▶ **What you will do**
Omit the images, then output each of the records below exactly.

── Records for processing ──

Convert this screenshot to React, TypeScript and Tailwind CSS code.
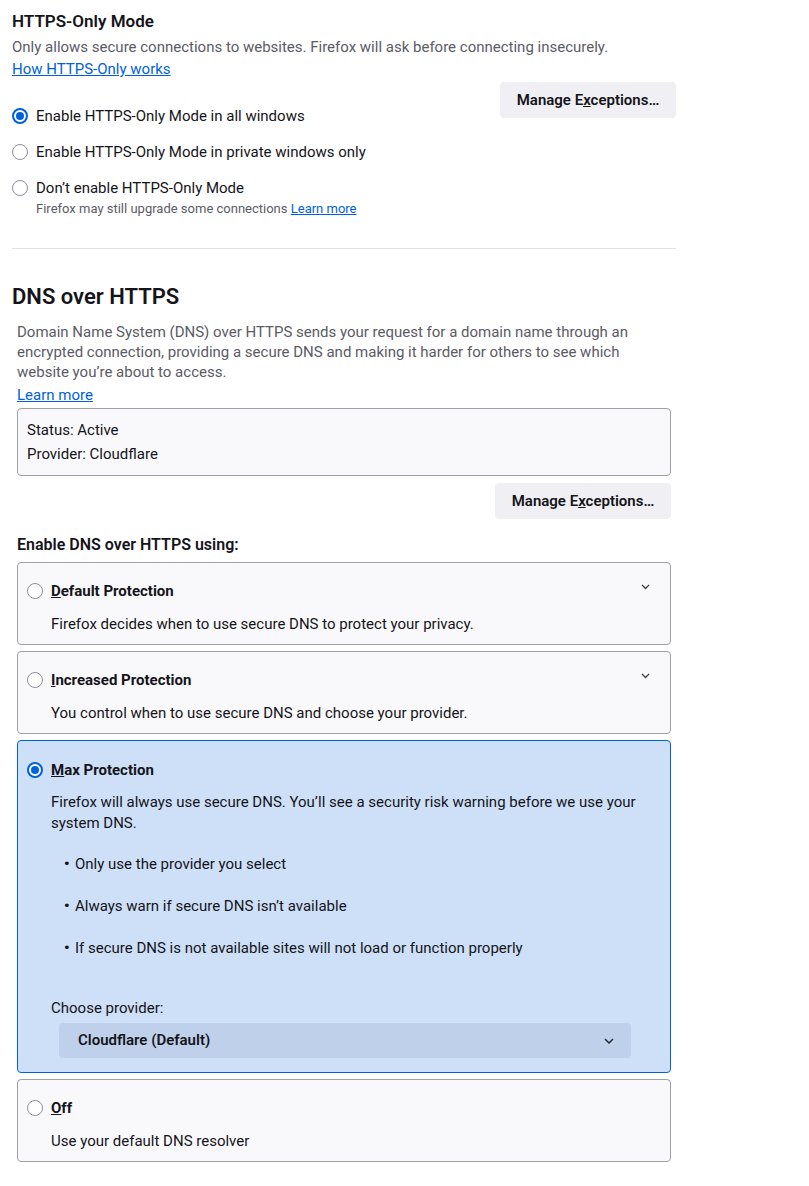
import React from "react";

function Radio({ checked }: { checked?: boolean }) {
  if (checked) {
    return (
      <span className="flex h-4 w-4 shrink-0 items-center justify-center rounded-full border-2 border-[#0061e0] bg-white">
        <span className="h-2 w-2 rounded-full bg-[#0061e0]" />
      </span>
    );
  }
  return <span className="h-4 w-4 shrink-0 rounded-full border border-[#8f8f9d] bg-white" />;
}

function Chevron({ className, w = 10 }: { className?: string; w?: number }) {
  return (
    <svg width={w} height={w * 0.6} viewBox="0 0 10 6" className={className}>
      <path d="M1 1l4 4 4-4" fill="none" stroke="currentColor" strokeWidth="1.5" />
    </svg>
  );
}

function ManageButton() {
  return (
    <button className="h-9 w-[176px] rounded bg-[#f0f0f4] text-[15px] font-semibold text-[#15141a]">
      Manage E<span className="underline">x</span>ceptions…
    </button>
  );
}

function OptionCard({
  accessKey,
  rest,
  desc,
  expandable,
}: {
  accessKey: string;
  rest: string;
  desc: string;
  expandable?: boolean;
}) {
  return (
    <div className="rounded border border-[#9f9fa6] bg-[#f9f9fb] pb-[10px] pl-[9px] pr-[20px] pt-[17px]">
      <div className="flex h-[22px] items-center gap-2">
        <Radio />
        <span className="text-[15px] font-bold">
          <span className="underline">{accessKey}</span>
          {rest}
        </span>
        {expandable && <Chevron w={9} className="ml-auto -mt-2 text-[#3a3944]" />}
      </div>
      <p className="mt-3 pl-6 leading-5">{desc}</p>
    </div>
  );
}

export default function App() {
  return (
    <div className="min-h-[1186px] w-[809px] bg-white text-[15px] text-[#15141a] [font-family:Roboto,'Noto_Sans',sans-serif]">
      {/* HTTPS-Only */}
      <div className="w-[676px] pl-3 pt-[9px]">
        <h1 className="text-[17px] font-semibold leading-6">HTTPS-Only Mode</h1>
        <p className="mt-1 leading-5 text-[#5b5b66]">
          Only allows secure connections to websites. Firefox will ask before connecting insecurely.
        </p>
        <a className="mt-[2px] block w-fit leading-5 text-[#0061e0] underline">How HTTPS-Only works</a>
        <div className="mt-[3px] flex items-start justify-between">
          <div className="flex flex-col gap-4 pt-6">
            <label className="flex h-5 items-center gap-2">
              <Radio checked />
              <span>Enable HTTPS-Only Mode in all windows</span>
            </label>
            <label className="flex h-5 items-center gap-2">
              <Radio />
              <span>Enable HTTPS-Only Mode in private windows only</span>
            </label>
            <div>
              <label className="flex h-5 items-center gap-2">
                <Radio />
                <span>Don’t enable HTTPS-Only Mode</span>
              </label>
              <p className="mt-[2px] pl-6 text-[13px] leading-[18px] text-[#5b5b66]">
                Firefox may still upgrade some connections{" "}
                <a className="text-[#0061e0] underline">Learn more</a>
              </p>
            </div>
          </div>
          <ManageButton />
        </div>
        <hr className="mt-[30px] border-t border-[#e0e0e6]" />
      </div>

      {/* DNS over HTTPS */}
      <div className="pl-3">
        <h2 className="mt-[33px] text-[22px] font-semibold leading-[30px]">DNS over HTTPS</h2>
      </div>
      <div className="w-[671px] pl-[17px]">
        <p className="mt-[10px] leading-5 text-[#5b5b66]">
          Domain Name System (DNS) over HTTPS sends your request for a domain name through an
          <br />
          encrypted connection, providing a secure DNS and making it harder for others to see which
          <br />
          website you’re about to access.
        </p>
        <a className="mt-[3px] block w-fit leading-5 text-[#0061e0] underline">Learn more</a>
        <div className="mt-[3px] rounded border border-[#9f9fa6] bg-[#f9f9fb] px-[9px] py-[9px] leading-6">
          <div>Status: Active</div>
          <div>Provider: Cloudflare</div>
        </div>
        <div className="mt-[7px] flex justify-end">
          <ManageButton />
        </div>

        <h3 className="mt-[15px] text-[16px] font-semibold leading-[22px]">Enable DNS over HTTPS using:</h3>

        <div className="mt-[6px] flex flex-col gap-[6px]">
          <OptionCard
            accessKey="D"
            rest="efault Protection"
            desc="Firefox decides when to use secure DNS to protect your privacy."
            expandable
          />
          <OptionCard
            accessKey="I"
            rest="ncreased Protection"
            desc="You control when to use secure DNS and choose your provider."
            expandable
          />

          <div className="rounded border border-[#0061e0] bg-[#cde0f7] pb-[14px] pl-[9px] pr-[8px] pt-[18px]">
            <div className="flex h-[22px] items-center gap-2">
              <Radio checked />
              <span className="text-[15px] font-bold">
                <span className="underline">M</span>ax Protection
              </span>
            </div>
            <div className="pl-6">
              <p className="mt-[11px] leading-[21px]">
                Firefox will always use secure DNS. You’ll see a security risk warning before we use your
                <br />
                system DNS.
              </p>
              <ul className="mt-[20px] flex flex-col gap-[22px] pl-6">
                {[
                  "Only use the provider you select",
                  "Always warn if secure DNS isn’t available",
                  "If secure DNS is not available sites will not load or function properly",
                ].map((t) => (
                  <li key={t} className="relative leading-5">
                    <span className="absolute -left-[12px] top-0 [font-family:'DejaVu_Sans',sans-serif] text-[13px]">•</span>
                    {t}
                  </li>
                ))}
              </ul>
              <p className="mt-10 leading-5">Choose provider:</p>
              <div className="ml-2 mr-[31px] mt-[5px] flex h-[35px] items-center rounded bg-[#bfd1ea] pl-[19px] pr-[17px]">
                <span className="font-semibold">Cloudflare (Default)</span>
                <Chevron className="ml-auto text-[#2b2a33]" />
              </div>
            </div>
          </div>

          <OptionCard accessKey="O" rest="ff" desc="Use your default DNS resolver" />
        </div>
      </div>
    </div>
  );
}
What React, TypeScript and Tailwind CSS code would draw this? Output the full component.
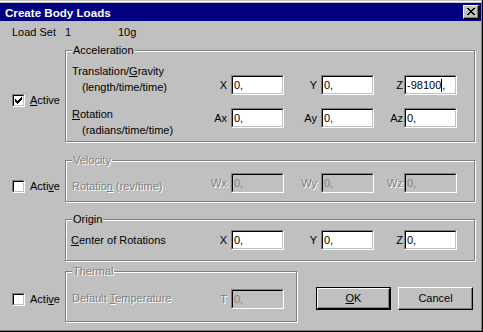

───

▶ **Exercise result**
Convert this screenshot to React, TypeScript and Tailwind CSS code.
import React from "react";

function Radio({ checked }: { checked?: boolean }) {
  if (checked) {
    return (
      <span className="flex h-4 w-4 shrink-0 items-center justify-center rounded-full border-2 border-[#0061e0] bg-white">
        <span className="h-2 w-2 rounded-full bg-[#0061e0]" />
      </span>
    );
  }
  return <span className="h-4 w-4 shrink-0 rounded-full border border-[#8f8f9d] bg-white" />;
}

function Chevron({ className, w = 10 }: { className?: string; w?: number }) {
  return (
    <svg width={w} height={w * 0.6} viewBox="0 0 10 6" className={className}>
      <path d="M1 1l4 4 4-4" fill="none" stroke="currentColor" strokeWidth="1.5" />
    </svg>
  );
}

function ManageButton() {
  return (
    <button className="h-9 w-[176px] rounded bg-[#f0f0f4] text-[15px] font-semibold text-[#15141a]">
      Manage E<span className="underline">x</span>ceptions…
    </button>
  );
}

function OptionCard({
  accessKey,
  rest,
  desc,
  expandable,
}: {
  accessKey: string;
  rest: string;
  desc: string;
  expandable?: boolean;
}) {
  return (
    <div className="rounded border border-[#9f9fa6] bg-[#f9f9fb] pb-[10px] pl-[9px] pr-[20px] pt-[17px]">
      <div className="flex h-[22px] items-center gap-2">
        <Radio />
        <span className="text-[15px] font-bold">
          <span className="underline">{accessKey}</span>
          {rest}
        </span>
        {expandable && <Chevron w={9} className="ml-auto -mt-2 text-[#3a3944]" />}
      </div>
      <p className="mt-3 pl-6 leading-5">{desc}</p>
    </div>
  );
}

export default function App() {
  return (
    <div className="min-h-[1186px] w-[809px] bg-white text-[15px] text-[#15141a] [font-family:Roboto,'Noto_Sans',sans-serif]">
      {/* HTTPS-Only */}
      <div className="w-[676px] pl-3 pt-[9px]">
        <h1 className="text-[17px] font-semibold leading-6">HTTPS-Only Mode</h1>
        <p className="mt-1 leading-5 text-[#5b5b66]">
          Only allows secure connections to websites. Firefox will ask before connecting insecurely.
        </p>
        <a className="mt-[2px] block w-fit leading-5 text-[#0061e0] underline">How HTTPS-Only works</a>
        <div className="mt-[3px] flex items-start justify-between">
          <div className="flex flex-col gap-4 pt-6">
            <label className="flex h-5 items-center gap-2">
              <Radio checked />
              <span>Enable HTTPS-Only Mode in all windows</span>
            </label>
            <label className="flex h-5 items-center gap-2">
              <Radio />
              <span>Enable HTTPS-Only Mode in private windows only</span>
            </label>
            <div>
              <label className="flex h-5 items-center gap-2">
                <Radio />
                <span>Don’t enable HTTPS-Only Mode</span>
              </label>
              <p className="mt-[2px] pl-6 text-[13px] leading-[18px] text-[#5b5b66]">
                Firefox may still upgrade some connections{" "}
                <a className="text-[#0061e0] underline">Learn more</a>
              </p>
            </div>
          </div>
          <ManageButton />
        </div>
        <hr className="mt-[30px] border-t border-[#e0e0e6]" />
      </div>

      {/* DNS over HTTPS */}
      <div className="pl-3">
        <h2 className="mt-[33px] text-[22px] font-semibold leading-[30px]">DNS over HTTPS</h2>
      </div>
      <div className="w-[671px] pl-[17px]">
        <p className="mt-[10px] leading-5 text-[#5b5b66]">
          Domain Name System (DNS) over HTTPS sends your request for a domain name through an
          <br />
          encrypted connection, providing a secure DNS and making it harder for others to see which
          <br />
          website you’re about to access.
        </p>
        <a className="mt-[3px] block w-fit leading-5 text-[#0061e0] underline">Learn more</a>
        <div className="mt-[3px] rounded border border-[#9f9fa6] bg-[#f9f9fb] px-[9px] py-[9px] leading-6">
          <div>Status: Active</div>
          <div>Provider: Cloudflare</div>
        </div>
        <div className="mt-[7px] flex justify-end">
          <ManageButton />
        </div>

        <h3 className="mt-[15px] text-[16px] font-semibold leading-[22px]">Enable DNS over HTTPS using:</h3>

        <div className="mt-[6px] flex flex-col gap-[6px]">
          <OptionCard
            accessKey="D"
            rest="efault Protection"
            desc="Firefox decides when to use secure DNS to protect your privacy."
            expandable
          />
          <OptionCard
            accessKey="I"
            rest="ncreased Protection"
            desc="You control when to use secure DNS and choose your provider."
            expandable
          />

          <div className="rounded border border-[#0061e0] bg-[#cde0f7] pb-[14px] pl-[9px] pr-[8px] pt-[18px]">
            <div className="flex h-[22px] items-center gap-2">
              <Radio checked />
              <span className="text-[15px] font-bold">
                <span className="underline">M</span>ax Protection
              </span>
            </div>
            <div className="pl-6">
              <p className="mt-[11px] leading-[21px]">
                Firefox will always use secure DNS. You’ll see a security risk warning before we use your
                <br />
                system DNS.
              </p>
              <ul className="mt-[20px] flex flex-col gap-[22px] pl-6">
                {[
                  "Only use the provider you select",
                  "Always warn if secure DNS isn’t available",
                  "If secure DNS is not available sites will not load or function properly",
                ].map((t) => (
                  <li key={t} className="relative leading-5">
                    <span className="absolute -left-[12px] top-0 [font-family:'DejaVu_Sans',sans-serif] text-[13px]">•</span>
                    {t}
                  </li>
                ))}
              </ul>
              <p className="mt-10 leading-5">Choose provider:</p>
              <div className="ml-2 mr-[31px] mt-[5px] flex h-[35px] items-center rounded bg-[#bfd1ea] pl-[19px] pr-[17px]">
                <span className="font-semibold">Cloudflare (Default)</span>
                <Chevron className="ml-auto text-[#2b2a33]" />
              </div>
            </div>
          </div>

          <OptionCard accessKey="O" rest="ff" desc="Use your default DNS resolver" />
        </div>
      </div>
    </div>
  );
}
What React, TypeScript and Tailwind CSS code would draw this? Output the full component.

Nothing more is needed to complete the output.